Richard Bellman developed dynamic programming at the RAND Corporation in the early 1950s. He set out the theory in the RAND paper “The Theory of Dynamic Programming” (P-550, 1954), the text of an address to the American Mathematical Society, and then in his 1957 book “Dynamic Programming,” published by Princeton University Press. Dynamic programming is a method for solving complex decision problems by breaking them into smaller subproblems and solving them in a recursive, stage-by-stage way. Bellman reportedly chose the deliberately bland name “dynamic programming” in part to keep RAND’s military funders from objecting to abstract mathematical research.
The core result, the Bellman equation, expresses the value of being in a state as the immediate reward plus the discounted value of the best state you can reach next. This recursive relationship is the mathematical foundation of optimal sequential decision-making under uncertainty, and it is exactly the structure that reinforcement learning algorithms try to solve. Bellman also coined the phrase “the curse of dimensionality” to describe how the number of states explodes as a problem gains variables.

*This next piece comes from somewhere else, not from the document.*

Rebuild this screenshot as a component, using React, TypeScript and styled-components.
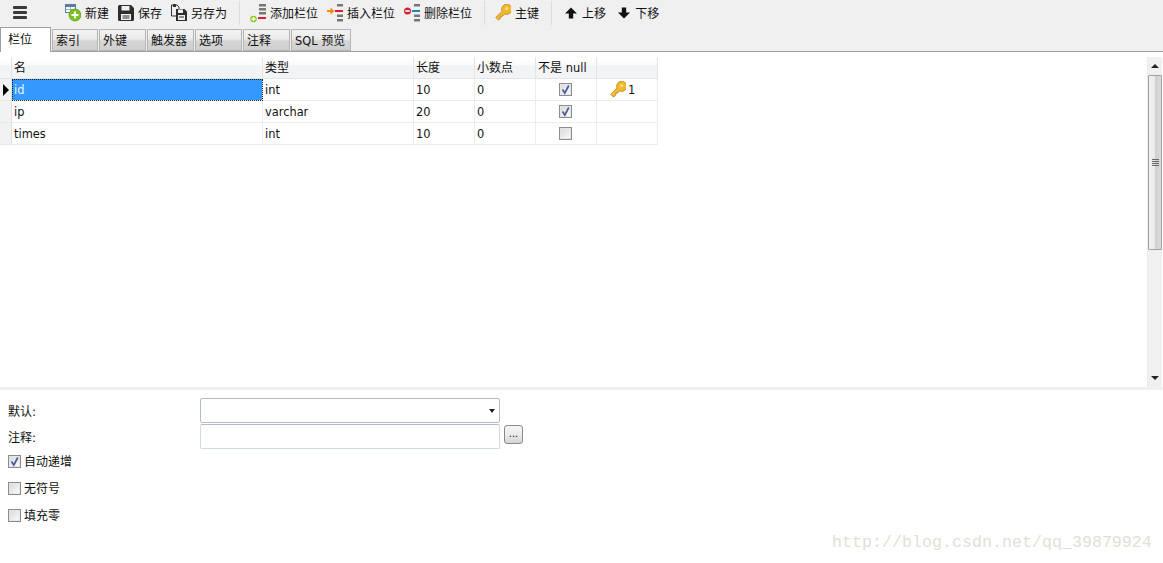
import React from "react";
import styled, { createGlobalStyle } from "styled-components";

const Global = createGlobalStyle`
  html, body { margin: 0; padding: 0; background: #fff; }
  body { font-family: "DejaVu Sans", "Noto Sans CJK SC", sans-serif; font-size: 12px; color: #111; }
`;

const Page = styled.div`
  position: relative;
  width: 1163px;
  height: 563px;
  overflow: hidden;
  display: flex;
  flex-direction: column;
  background: #fff;
`;

const Toolbar = styled.div`
  box-sizing: border-box;
  height: 27px;
  display: flex;
  align-items: center;
  padding: 0 0 2px 13px;
  background: #f0f0f0;
`;

const MenuButton = styled.div`
  width: 14px;
  display: flex;
  flex-direction: column;
  gap: 2px;
  margin-right: 38px;
  span { height: 3px; background: #3a3a3a; border-radius: 1px; }
`;

const ToolButton = styled.div<{ $gap?: number; $after?: number; $before?: number }>`
  display: flex;
  align-items: center;
  gap: ${(p) => p.$gap ?? 4}px;
  margin-left: ${(p) => p.$before ?? 0}px;
  margin-right: ${(p) => p.$after ?? 9}px;
  white-space: nowrap;
  svg { display: block; flex: none; }
`;

const Separator = styled.div`
  width: 1px;
  height: 24px;
  background: #dcdcdc;
  margin-right: 10px;
`;

const TabBar = styled.div`
  height: 25px;
  display: flex;
  align-items: flex-end;
  background: #f0f0f0;
  border-bottom: 1px solid #a0a0a0;
  box-sizing: border-box;
`;

const Tab = styled.div<{ $active?: boolean; $width: number }>`
  box-sizing: border-box;
  width: ${(p) => p.$width}px;
  height: ${(p) => (p.$active ? 25 : 22)}px;
  margin-right: 1px;
  margin-bottom: ${(p) => (p.$active ? -1 : 0)}px;
  padding: ${(p) => (p.$active ? "4px 0 0 7px" : "3px 0 0 3px")};
  border: 1px solid ${(p) => (p.$active ? "#a0a0a0" : "#b4b4b4")};
  border-bottom: ${(p) => (p.$active ? "none" : "1px solid #b4b4b4")};
  background: ${(p) => (p.$active ? "#fff" : "linear-gradient(#f2f2f2 0%, #ebebeb 45%, #d6d6d6 55%, #cfcfcf 100%)")};
  line-height: 16px;
  white-space: nowrap;
  position: relative;
  z-index: ${(p) => (p.$active ? 1 : 0)};
`;

const Latin = styled.span`
  font-size: 11.4px;
`;

const GridArea = styled.div`
  height: 335px;
  display: flex;
  padding-top: 5px;
  box-sizing: border-box;
`;

const TableWrap = styled.div`
  flex: 1;
`;

const Table = styled.div`
  display: grid;
  grid-template-columns: 12px 251px 151px 61px 61px 61px 61px;
  grid-auto-rows: 22px;
  width: 658px;
`;

const HeaderCell = styled.div`
  box-sizing: border-box;
  padding: 2px 0 0 2px;
  line-height: 18px;
  border-right: 1px solid #e4e4e4;
  border-bottom: 1px solid #e4e4e4;
  background: linear-gradient(#fff 0%, #fbfbfb 35%, #f1f3f4 45%, #f3f4f5 100%);
  white-space: nowrap;
`;

const RowHeader = styled.div`
  box-sizing: border-box;
  display: flex;
  align-items: center;
  padding-left: 3px;
  border-right: 1px solid #dedede;
  border-bottom: 1px solid #e8e8e8;
  background: #f2f2f2;
`;

const Pointer = styled.div`
  width: 0;
  height: 0;
  border-left: 6px solid #000;
  border-top: 6px solid transparent;
  border-bottom: 6px solid transparent;
`;

const Cell = styled.div<{ $center?: boolean; $selected?: boolean }>`
  box-sizing: border-box;
  display: flex;
  align-items: center;
  justify-content: ${(p) => (p.$center ? "center" : "flex-start")};
  padding: ${(p) => (p.$center ? "0 1px 0 0" : "0 0 0 2px")};
  gap: 2px;
  border-right: 1px solid #ececec;
  border-bottom: 1px solid #ececec;
  background: #fff;
  font-size: 11.4px;
  ${(p) =>
    p.$selected &&
    `background: #3399ff; color: #eaf4ff; outline: 1px dotted #222; outline-offset: -1px; border-color: #d8e6f2;`}
`;

const KeyCell = styled(Cell)`
  padding-left: 13px;
  gap: 2px;
`;

const CheckBox = styled.div`
  box-sizing: border-box;
  flex: none;
  width: 13px;
  height: 13px;
  border: 1px solid #8c8c8c;
  background: linear-gradient(135deg, #d8d8d8 0%, #eeeeee 60%, #fff 100%);
  box-shadow: inset 0 0 0 1px #e6e6e6;
  display: flex;
  align-items: center;
  justify-content: center;
  svg { display: block; }
`;

const ScrollBar = styled.div`
  box-sizing: border-box;
  width: 16px;
  display: flex;
  flex-direction: column;
  background: #f0f0f0;
  border-left: 1px solid #ebebeb;
  border-right: 1px solid #fff;
`;

const ScrollArrow = styled.div`
  height: 18px;
  display: flex;
  align-items: center;
  justify-content: center;
  flex: none;
`;

const ArrowUp = styled.div`
  border-left: 4px solid transparent;
  border-right: 4px solid transparent;
  border-bottom: 4px solid #222;
`;

const ArrowDown = styled.div<{ $size?: number }>`
  border-left: ${(p) => p.$size ?? 4}px solid transparent;
  border-right: ${(p) => p.$size ?? 4}px solid transparent;
  border-top: 4px solid #222;
`;

const Thumb = styled.div`
  box-sizing: border-box;
  height: 175px;
  flex: none;
  border: 1px solid #a2a2a2;
  border-radius: 1px;
  background: linear-gradient(90deg, #f0f0f0 0%, #ececec 45%, #cfcfcf 55%, #dcdcdc 100%);
  display: flex;
  flex-direction: column;
  justify-content: center;
  align-items: center;
  gap: 1px;
  span { width: 7px; height: 1px; background: #666; }
`;

const Track = styled.div`
  flex: 1;
`;

const Divider = styled.div`
  height: 3px;
  background: #f0f0f0;
  flex: none;
`;

const Form = styled.div`
  padding: 8px 0 0 8px;
  display: grid;
  grid-template-columns: 192px 300px 24px;
  grid-template-rows: 26px 25px;
`;

const FieldLabel = styled.div`
  height: 25px;
  display: flex;
  align-items: center;
`;

const SelectBox = styled.div`
  box-sizing: border-box;
  height: 25px;
  border: 1px solid #b6bcc4;
  border-radius: 2px;
  display: flex;
  align-items: center;
  justify-content: flex-end;
  padding-right: 4px;
`;

const InputBox = styled.div`
  box-sizing: border-box;
  height: 25px;
  border: 1px solid #d3dae4;
  border-top-color: #b6bcc4;
  border-radius: 2px;
`;

const DotsButton = styled.div`
  box-sizing: border-box;
  width: 19px;
  height: 19px;
  margin: 1px 0 0 4px;
  border: 1px solid #8a8a8a;
  border-radius: 3px;
  background: linear-gradient(#f4f4f4 0%, #ececec 50%, #d4d4d4 100%);
  font-size: 10px;
  line-height: 16px;
  text-align: center;
`;

const Options = styled.div`
  padding: 6px 0 0 8px;
  display: flex;
  flex-direction: column;
`;

const OptionRow = styled.div`
  height: 27px;
  display: flex;
  align-items: flex-start;
  gap: 3px;
  line-height: 15px;
`;

const Watermark = styled.div`
  position: absolute;
  left: 832px;
  top: 533px;
  font-family: "Liberation Mono", monospace;
  font-size: 16.67px;
  line-height: 20px;
  color: #dfdfd8;
  white-space: nowrap;
`;

const Key = () => (
  <svg width="16" height="17" viewBox="0 0 16 17">
    <path d="M3.600 16.200L0.800 13.400 7 7.200A5.100 5.100 0 1 1 9.800 10L8.400 11.400 7.200 11.300 7.100 12.500 5.700 12.600 5.600 14.200z" fill="#f3b92c" stroke="#b5851c" strokeWidth="0.8" strokeLinejoin="round" />
    <circle cx="11.600" cy="4.400" r="1.500" fill="#fde38a" />
  </svg>
);

const NewIcon = () => (
  <svg width="16" height="18" viewBox="0 0 16 18">
    <rect x="0.500" y="0.500" width="10" height="8" fill="#fff" stroke="#5a7aa8" />
    <rect x="1" y="1" width="9" height="2" fill="#5a7aa8" />
    <path d="M5.500 3v5M1 5.500h9" stroke="#99aabb" strokeWidth="1" />
    <circle cx="10" cy="11" r="6" fill="#7cc21e" stroke="#5c9e10" strokeWidth="0.8" />
    <path d="M10 7.500v7M6.500 11h7" stroke="#fff" strokeWidth="2" />
  </svg>
);

const SaveIcon = () => (
  <svg width="16" height="16" viewBox="0 0 16 16">
    <path d="M0 1.500A1.500 1.500 0 0 1 1.500 0H13l3 3v11.500a1.500 1.500 0 0 1-1.500 1.500h-13A1.500 1.500 0 0 1 0 14.500z" fill="#2e2e2e" />
    <rect x="3.500" y="1" width="8" height="4.500" fill="#f0f0f0" />
    <rect x="3" y="9" width="10" height="6" fill="#f0f0f0" />
    <rect x="4.500" y="10.500" width="7" height="1" fill="#2e2e2e" />
    <rect x="4.500" y="12.500" width="7" height="1" fill="#2e2e2e" />
  </svg>
);

const SaveAsIcon = () => (
  <svg width="16" height="17" viewBox="0 0 16 17">
    <path d="M0.500 1h5.500l2 2v9H0.500z" fill="#f0f0f0" stroke="#333" />
    <rect x="2" y="0" width="3" height="3" fill="#333" />
    <path d="M5 5h8.500L16 7.500V17H5z" fill="#2e2e2e" />
    <rect x="7" y="5.500" width="5" height="3.500" fill="#f0f0f0" />
    <rect x="7" y="11" width="7" height="5" fill="#f0f0f0" />
    <rect x="8" y="12.500" width="5" height="1" fill="#2e2e2e" />
  </svg>
);

const AddColumnIcon = () => (
  <svg width="16" height="20" viewBox="0 0 16 20">
    <rect x="9" y="1" width="7" height="2.500" fill="#777" />
    <rect x="9" y="5" width="7" height="2.500" fill="#777" />
    <rect x="9" y="9" width="7" height="2.500" fill="#777" />
    <rect x="8" y="14" width="8" height="2" fill="#e0183c" />
    <circle cx="3.500" cy="16" r="3.300" fill="#8ccc24" />
    <path d="M3.500 14v4M1.500 16h4" stroke="#fff" strokeWidth="1.300" />
  </svg>
);

const InsertColumnIcon = () => (
  <svg width="16" height="18" viewBox="0 0 16 18">
    <rect x="10" y="0" width="6" height="2.500" fill="#777" />
    <rect x="8" y="6" width="8" height="2" fill="#e0183c" />
    <rect x="10" y="10.500" width="6" height="2.500" fill="#777" />
    <rect x="10" y="15" width="6" height="2.500" fill="#777" />
    <path d="M0 6h3.500V3.500L7.500 7l-4 3.500V8H0z" fill="#f58a10" />
  </svg>
);

const DeleteColumnIcon = () => (
  <svg width="16" height="18" viewBox="0 0 16 18">
    <rect x="10" y="0" width="6" height="2.500" fill="#777" />
    <rect x="8" y="6" width="8" height="2" fill="#1f86b0" />
    <rect x="10" y="10.500" width="6" height="2.500" fill="#777" />
    <rect x="10" y="15" width="6" height="2.500" fill="#777" />
    <circle cx="3.500" cy="7" r="3.500" fill="#d8203a" />
    <rect x="1.300" y="6.200" width="4.400" height="1.600" fill="#fff" />
  </svg>
);

const UpIcon = () => (
  <svg width="12" height="12" viewBox="0 0 12 12">
    <path d="M6 0.500L12 6.500H8.200V11.500H3.800V6.500H0z" fill="#111" />
  </svg>
);

const DownIcon = () => (
  <svg width="12" height="12" viewBox="0 0 12 12">
    <path d="M6 11.500L12 5.500H8.200V0.500H3.800V5.500H0z" fill="#111" />
  </svg>
);

const Tick = () => (
  <svg width="11" height="11" viewBox="0 0 11 11">
    <path d="M2.500 5.500L4.800 9 8.800 1.500" fill="none" stroke="#4a5c9c" strokeWidth="1.700" />
  </svg>
);

const Check = ({ on }: { on?: boolean }) => <CheckBox>{on && <Tick />}</CheckBox>;

const tabs: [React.ReactNode, number][] = [
  ["索引", 46],
  ["外键", 47],
  ["触发器", 47],
  ["选项", 47],
  ["注释", 47],
  [<><Latin>SQL</Latin> 预览</>, 60],
];

const columns: React.ReactNode[] = ["名", "类型", "长度", "小数点", <>不是 <Latin>null</Latin></>, ""];

const rows = [
  { name: "id", type: "int", len: "10", dec: "0", notNull: true, key: true },
  { name: "ip", type: "varchar", len: "20", dec: "0", notNull: true, key: false },
  { name: "times", type: "int", len: "10", dec: "0", notNull: false, key: false },
];

export default function App() {
  return (
    <Page>
      <Global />
      <Toolbar>
        <MenuButton><span /><span /><span /></MenuButton>
        <ToolButton><NewIcon />新建</ToolButton>
        <ToolButton><SaveIcon />保存</ToolButton>
        <ToolButton $after={12}><SaveAsIcon />另存为</ToolButton>
        <Separator />
        <ToolButton><AddColumnIcon />添加栏位</ToolButton>
        <ToolButton><InsertColumnIcon />插入栏位</ToolButton>
        <ToolButton $after={12}><DeleteColumnIcon />删除栏位</ToolButton>
        <Separator />
        <ToolButton $after={12}><Key />主键</ToolButton>
        <Separator />
        <ToolButton $before={3} $after={12} $gap={5}><UpIcon />上移</ToolButton>
        <ToolButton $after={0} $gap={5}><DownIcon />下移</ToolButton>
      </Toolbar>
      <TabBar>
        <Tab $active $width={51}>栏位</Tab>
        {tabs.map(([label, width], i) => (
          <Tab key={i} $width={width}>{label}</Tab>
        ))}
      </TabBar>
      <GridArea>
        <TableWrap>
          <Table>
            <HeaderCell />
            {columns.map((c, i) => (
              <HeaderCell key={i}>{c}</HeaderCell>
            ))}
            {rows.map((r, i) => (
              <React.Fragment key={r.name}>
                <RowHeader>{i === 0 && <Pointer />}</RowHeader>
                <Cell $selected={i === 0}>{r.name}</Cell>
                <Cell>{r.type}</Cell>
                <Cell>{r.len}</Cell>
                <Cell>{r.dec}</Cell>
                <Cell $center><Check on={r.notNull} /></Cell>
                {r.key ? <KeyCell><Key />1</KeyCell> : <Cell />}
              </React.Fragment>
            ))}
          </Table>
        </TableWrap>
        <ScrollBar>
          <ScrollArrow><ArrowUp /></ScrollArrow>
          <Thumb><span /><span /><span /><span /></Thumb>
          <Track />
          <ScrollArrow><ArrowDown /></ScrollArrow>
        </ScrollBar>
      </GridArea>
      <Divider />
      <Form>
        <FieldLabel>默认:</FieldLabel>
        <SelectBox><ArrowDown $size={3} /></SelectBox>
        <div />
        <FieldLabel>注释:</FieldLabel>
        <InputBox />
        <DotsButton>...</DotsButton>
      </Form>
      <Options>
        <OptionRow><Check on />自动递增</OptionRow>
        <OptionRow><Check />无符号</OptionRow>
        <OptionRow><Check />填充零</OptionRow>
      </Options>
      <Watermark>http://blog.csdn.net/qq_39879924</Watermark>
    </Page>
  );
}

Reinforcement learning can be understood as a set of techniques for approximately solving Bellman’s equations when the environment is too large or too unknown to solve exactly. Temporal-difference learning, Q-learning, and value iteration are all built on the Bellman update. Sutton and Barto’s textbook treats Markov decision processes and dynamic programming as the bedrock on which the rest of the field stands.